→ Work to do
Count lines, not occurrences: give the number of lines holding the word "React", and nothing besides.
# # # # # # #
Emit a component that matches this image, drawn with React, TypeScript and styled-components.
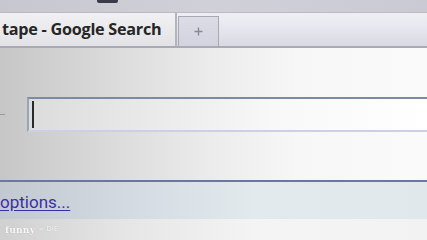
import React from "react";
import styled, { createGlobalStyle } from "styled-components";

const Global = createGlobalStyle`
  html, body { margin: 0; padding: 0; width: 427px; height: 240px; overflow: hidden; background: #e4e4e6; }
  #root { width: 427px; height: 240px; }
`;

const Page = styled.div`
  width: 427px;
  height: 240px;
  display: flex;
  flex-direction: column;
  overflow: hidden;
  font-family: "Open Sans", "Noto Sans", sans-serif;
`;

const TopStrip = styled.div`
  height: 12px;
  flex: none;
  background: linear-gradient(90deg, #c6c7cf 0%, #cfd0d8 50%, #c9cad3 100%);
  display: flex;
  align-items: flex-start;
  padding-left: 97px;
`;

const MenuMark = styled.div`
  width: 21px;
  height: 3px;
  background: #3a3a48;
  border-radius: 0 0 2px 2px;
`;

const TabBar = styled.div`
  height: 33px;
  flex: none;
  display: flex;
  align-items: flex-end;
  background: linear-gradient(180deg, #eeeef4 0%, #e8e8f0 40%, #d9d9e3 100%);
  border-top: 1px solid #b9bac4;
  border-bottom: 2px solid #a9aab4;
  box-sizing: content-box;
`;

const ActiveTab = styled.div`
  width: 177px;
  height: 33px;
  box-sizing: border-box;
  background: linear-gradient(180deg, #f1f1f3 0%, #e9e9ec 60%, #e2e2e6 100%);
  border-right: 2px solid #b4b4bc;
  display: flex;
  align-items: center;
  padding-left: 2px;
  padding-bottom: 1px;
  font-weight: 700;
  font-size: 16.2px;
  color: #262626;
  letter-spacing: -0.25px;
  white-space: nowrap;
`;

const NewTab = styled.div`
  width: 41px;
  height: 30px;
  box-sizing: border-box;
  margin-left: 1px;
  border: 1.5px solid #a8a8b2;
  border-bottom: none;
  background: linear-gradient(180deg, #dcdce6 0%, #d2d3de 100%);
  display: flex;
  align-items: center;
  justify-content: center;
`;

const Content = styled.div`
  flex: 1;
  display: flex;
  flex-direction: column;
  background: linear-gradient(90deg, #c6c6c6 0%, #dadada 25%, #ececec 50%, #f7f7f7 70%, #fafafa 100%);
  padding-top: 49px;
`;

const SearchRow = styled.div`
  display: flex;
  align-items: center;
`;

const Dash = styled.div`
  width: 5px;
  height: 1px;
  background: #9a9a9a;
  margin-right: 22px;
`;

const SearchBox = styled.div`
  flex: 1;
  height: 35px;
  box-sizing: border-box;
  margin-right: -10px;
  border: 1px solid #8d9aae;
  border-top: 2px solid #7d8aa2;
  border-bottom: 2px solid #c8d2e2;
  border-left: 2px solid #9aa6b8;
  background: linear-gradient(90deg, #dcdcdc 0%, #eaeaea 30%, #f8f8f8 60%, #ffffff 100%);
  display: flex;
  align-items: center;
  padding-left: 3px;
`;

const Caret = styled.div`
  width: 2px;
  height: 27px;
  background: #2a2a2a;
`;

const Divider = styled.div`
  height: 2px;
  flex: none;
  background: #6e74a6;
`;

const OptionsBar = styled.div`
  height: 37px;
  flex: none;
  box-sizing: border-box;
  background: linear-gradient(90deg, #c2c8d0 0%, #d6dde4 35%, #e2eaed 60%, #e0e8eb 100%);
  display: flex;
  align-items: center;
  padding-top: 2px;
`;

const OptionsLink = styled.a`
  margin-left: 0;
  font-family: "Roboto", "Liberation Sans", sans-serif;
  font-size: 17px;
  color: #3b2fa6;
  text-decoration: underline;
  text-underline-offset: 2px;
`;

const Footer = styled.div`
  height: 21px;
  flex: none;
  background: linear-gradient(90deg, #d0d0d0 0%, #e6e6e6 30%, #f4f4f4 60%, #f2f2f2 100%);
  display: flex;
  align-items: flex-start;
  padding: 6px 0 0 5px;
  box-sizing: border-box;
`;

const Watermark = styled.span`
  font-family: "DejaVu Serif", "Liberation Serif", serif;
  font-weight: 700;
  font-size: 9px;
  color: #ffffff;
  opacity: 0.9;
  text-shadow: 0 0 1px #9a9a9a;
  letter-spacing: 0.3px;
`;

const WatermarkSmall = styled.span`
  font-family: "DejaVu Sans", sans-serif;
  font-size: 7px;
  color: #ffffff;
  margin-left: 3px;
  text-shadow: 0 0 1px #9a9a9a;
`;

export default function App() {
  return (
    <>
      <Global />
      <Page>
        <TopStrip>
          <MenuMark />
        </TopStrip>
        <TabBar>
          <ActiveTab>tape - Google Search</ActiveTab>
          <NewTab>
            <svg width="9" height="9" viewBox="0 0 9 9">
              <path d="M4.5 0.5v8M0.5 4.5h8" stroke="#8a8a96" strokeWidth="1.4" />
            </svg>
          </NewTab>
        </TabBar>
        <Content>
          <SearchRow>
            <Dash />
            <SearchBox>
              <Caret />
            </SearchBox>
          </SearchRow>
        </Content>
        <Divider />
        <OptionsBar>
          <OptionsLink href="#">options...</OptionsLink>
        </OptionsBar>
        <Footer>
          <Watermark>funny</Watermark>
          <WatermarkSmall>∞ DIE</WatermarkSmall>
        </Footer>
      </Page>
    </>
  );
}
# # # # # # #
→ Answer below
2